## DATASET EXCERPTS
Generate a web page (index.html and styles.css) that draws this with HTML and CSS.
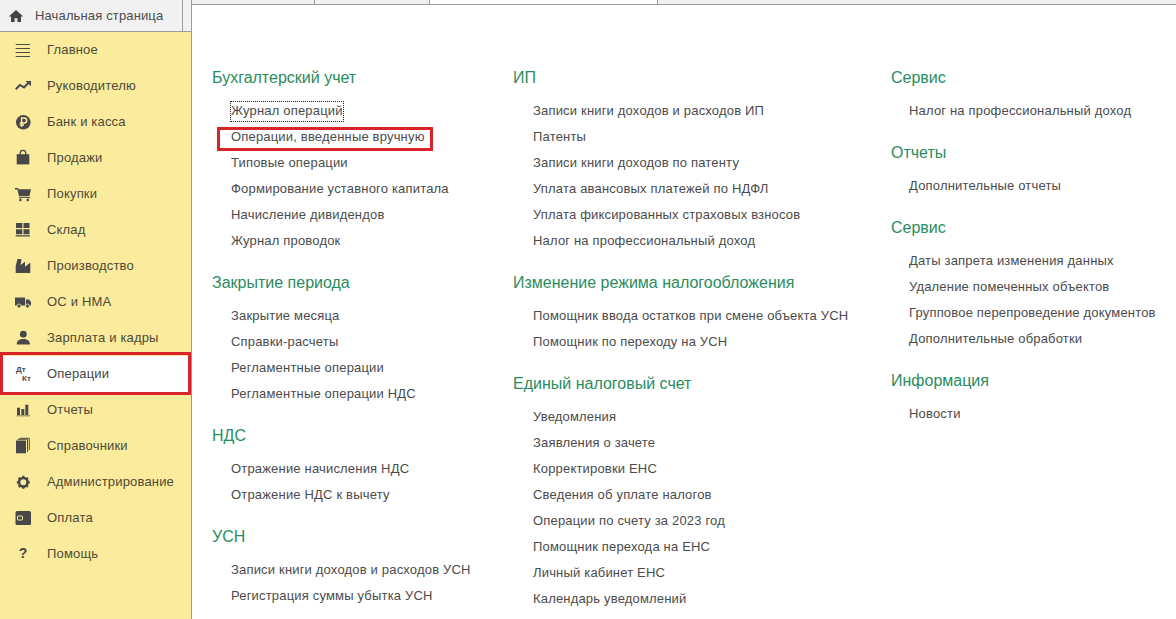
--
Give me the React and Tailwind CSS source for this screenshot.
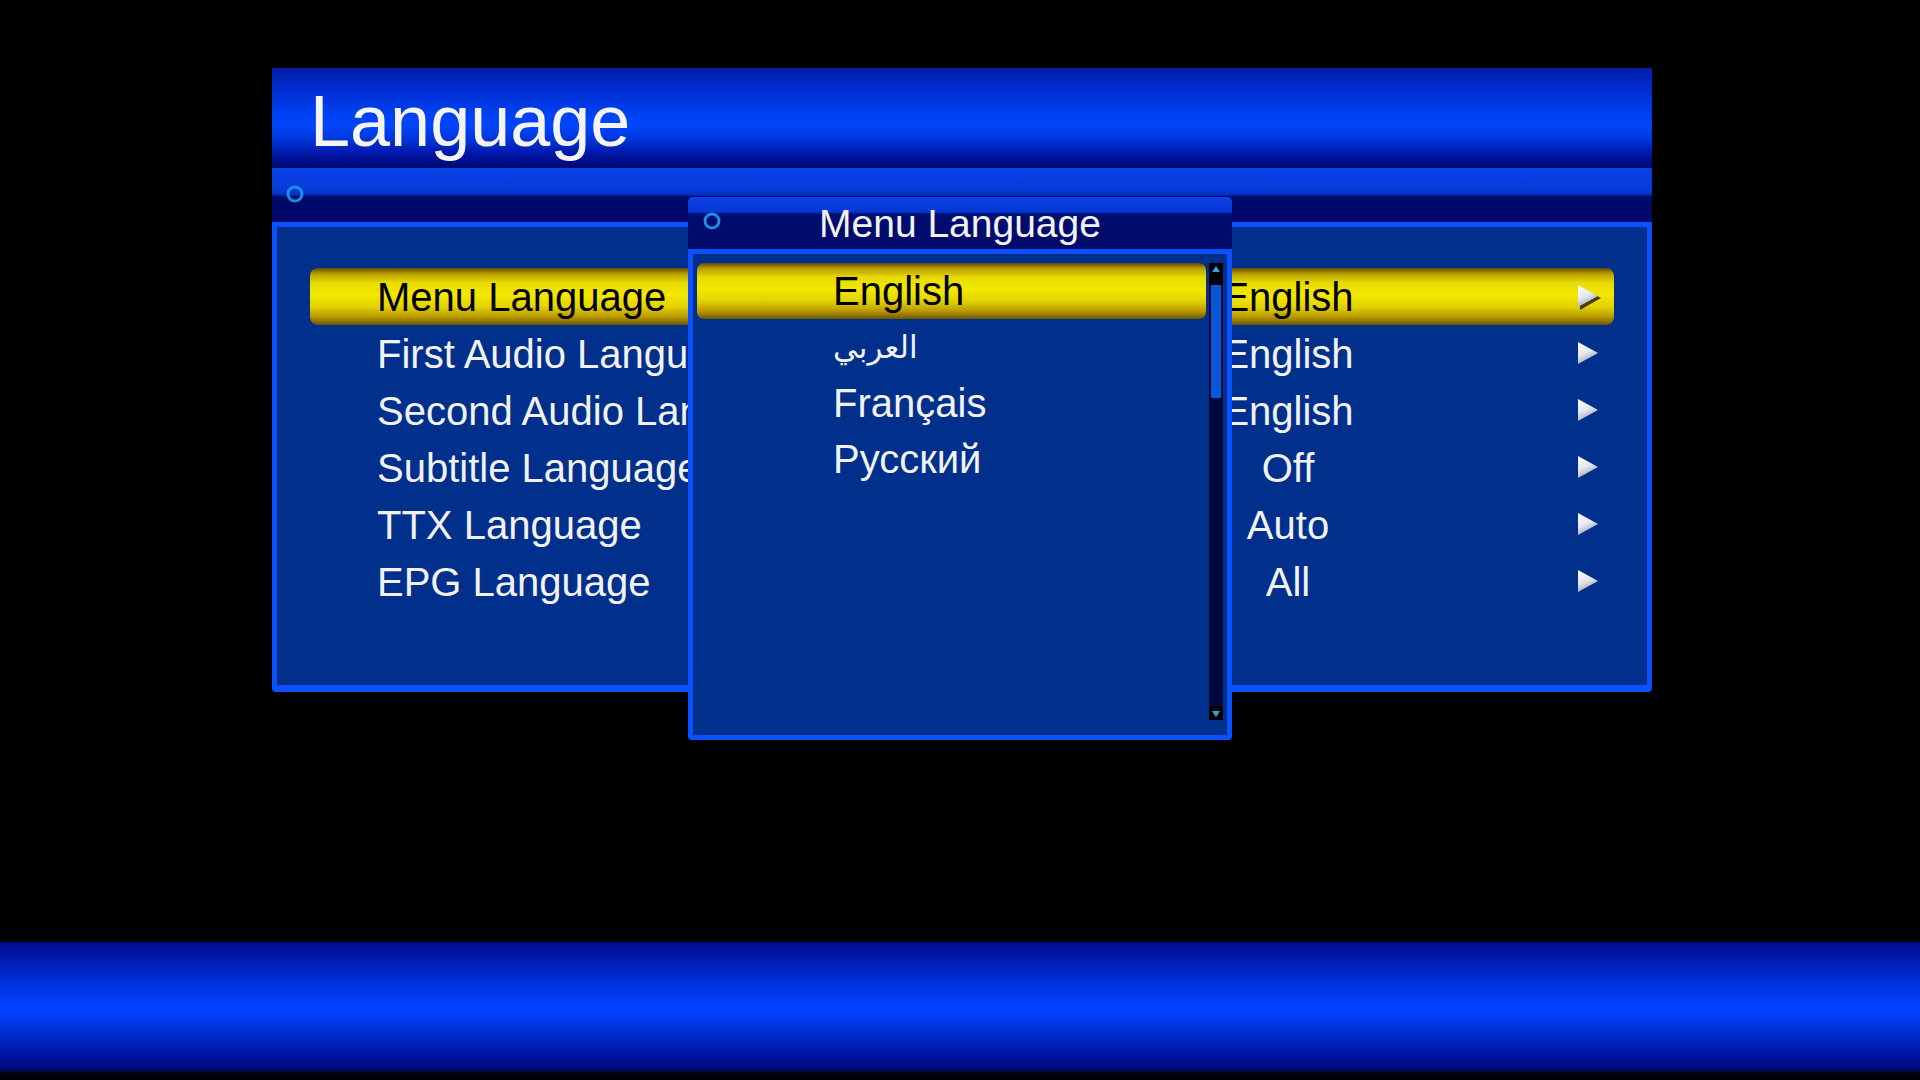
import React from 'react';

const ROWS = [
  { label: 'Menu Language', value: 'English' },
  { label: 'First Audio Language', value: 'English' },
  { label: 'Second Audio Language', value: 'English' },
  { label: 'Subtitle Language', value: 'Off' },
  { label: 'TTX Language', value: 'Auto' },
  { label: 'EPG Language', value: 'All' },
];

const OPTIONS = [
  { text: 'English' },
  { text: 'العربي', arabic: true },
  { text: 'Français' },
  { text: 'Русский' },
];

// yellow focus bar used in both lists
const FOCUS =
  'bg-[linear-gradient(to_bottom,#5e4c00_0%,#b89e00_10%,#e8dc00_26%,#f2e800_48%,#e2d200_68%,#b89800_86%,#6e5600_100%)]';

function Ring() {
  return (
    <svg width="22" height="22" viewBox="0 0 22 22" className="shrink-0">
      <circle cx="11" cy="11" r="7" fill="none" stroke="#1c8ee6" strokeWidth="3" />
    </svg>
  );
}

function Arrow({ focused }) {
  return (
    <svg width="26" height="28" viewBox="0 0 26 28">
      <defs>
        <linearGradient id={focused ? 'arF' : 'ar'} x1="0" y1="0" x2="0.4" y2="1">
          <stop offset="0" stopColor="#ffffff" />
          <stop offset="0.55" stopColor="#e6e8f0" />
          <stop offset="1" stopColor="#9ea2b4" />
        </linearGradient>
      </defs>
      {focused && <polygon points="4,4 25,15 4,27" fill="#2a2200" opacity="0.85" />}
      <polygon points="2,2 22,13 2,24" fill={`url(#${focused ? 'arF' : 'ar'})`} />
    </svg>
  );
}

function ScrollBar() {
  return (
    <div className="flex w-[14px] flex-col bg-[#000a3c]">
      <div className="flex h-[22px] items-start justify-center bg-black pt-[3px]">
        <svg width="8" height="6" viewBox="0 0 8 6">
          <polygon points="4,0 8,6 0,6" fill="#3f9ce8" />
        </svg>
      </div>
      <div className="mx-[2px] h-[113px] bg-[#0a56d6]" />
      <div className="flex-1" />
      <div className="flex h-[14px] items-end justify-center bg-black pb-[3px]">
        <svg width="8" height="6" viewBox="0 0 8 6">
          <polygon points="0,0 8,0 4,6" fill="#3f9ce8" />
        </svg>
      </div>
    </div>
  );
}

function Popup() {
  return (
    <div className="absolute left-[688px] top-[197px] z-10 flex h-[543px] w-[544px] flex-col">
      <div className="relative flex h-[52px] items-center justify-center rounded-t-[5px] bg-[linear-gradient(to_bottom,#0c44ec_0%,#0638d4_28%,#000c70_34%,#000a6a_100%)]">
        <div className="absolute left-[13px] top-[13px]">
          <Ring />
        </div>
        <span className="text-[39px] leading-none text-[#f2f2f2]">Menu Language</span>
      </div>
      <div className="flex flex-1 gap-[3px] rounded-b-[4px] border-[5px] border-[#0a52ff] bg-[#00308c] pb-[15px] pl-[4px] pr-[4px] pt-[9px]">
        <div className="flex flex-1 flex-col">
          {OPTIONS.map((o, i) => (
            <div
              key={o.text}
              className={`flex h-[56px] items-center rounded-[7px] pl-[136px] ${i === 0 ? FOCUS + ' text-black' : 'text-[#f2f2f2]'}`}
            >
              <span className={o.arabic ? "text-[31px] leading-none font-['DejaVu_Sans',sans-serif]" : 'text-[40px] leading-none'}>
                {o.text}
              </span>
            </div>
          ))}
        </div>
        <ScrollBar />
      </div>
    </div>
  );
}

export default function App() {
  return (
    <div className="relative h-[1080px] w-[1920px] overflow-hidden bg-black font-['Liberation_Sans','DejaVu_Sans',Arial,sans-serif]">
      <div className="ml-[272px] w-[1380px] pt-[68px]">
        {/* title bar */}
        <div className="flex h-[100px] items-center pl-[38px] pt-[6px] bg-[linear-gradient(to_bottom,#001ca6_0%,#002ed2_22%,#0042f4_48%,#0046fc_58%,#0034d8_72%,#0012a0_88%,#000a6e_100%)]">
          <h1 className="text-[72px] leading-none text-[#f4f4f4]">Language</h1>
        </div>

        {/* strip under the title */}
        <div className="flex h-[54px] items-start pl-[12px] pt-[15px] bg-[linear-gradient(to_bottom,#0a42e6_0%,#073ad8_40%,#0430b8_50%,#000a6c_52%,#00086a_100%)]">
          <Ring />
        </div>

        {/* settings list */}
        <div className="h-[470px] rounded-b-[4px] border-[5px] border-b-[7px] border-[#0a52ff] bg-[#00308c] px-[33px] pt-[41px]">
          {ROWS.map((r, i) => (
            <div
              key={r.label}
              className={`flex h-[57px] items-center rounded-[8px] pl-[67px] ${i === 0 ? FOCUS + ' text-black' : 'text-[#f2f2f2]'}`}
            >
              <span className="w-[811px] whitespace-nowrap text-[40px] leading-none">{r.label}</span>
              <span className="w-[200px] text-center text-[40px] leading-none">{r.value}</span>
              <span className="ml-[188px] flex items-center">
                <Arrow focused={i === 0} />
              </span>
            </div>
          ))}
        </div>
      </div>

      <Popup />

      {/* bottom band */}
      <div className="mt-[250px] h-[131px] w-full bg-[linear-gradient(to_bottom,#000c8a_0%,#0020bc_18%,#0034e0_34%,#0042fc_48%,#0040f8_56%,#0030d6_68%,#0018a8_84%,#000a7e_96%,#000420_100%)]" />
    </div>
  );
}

## WORK TO DO
Pictures excluded, retype exactly the lines running from the one with "Give me the" through the one with "import React from 'react';". Include both end lines and nothing more.

## EXERCISE RESULT
Give me the React and Tailwind CSS source for this screenshot.
import React from 'react';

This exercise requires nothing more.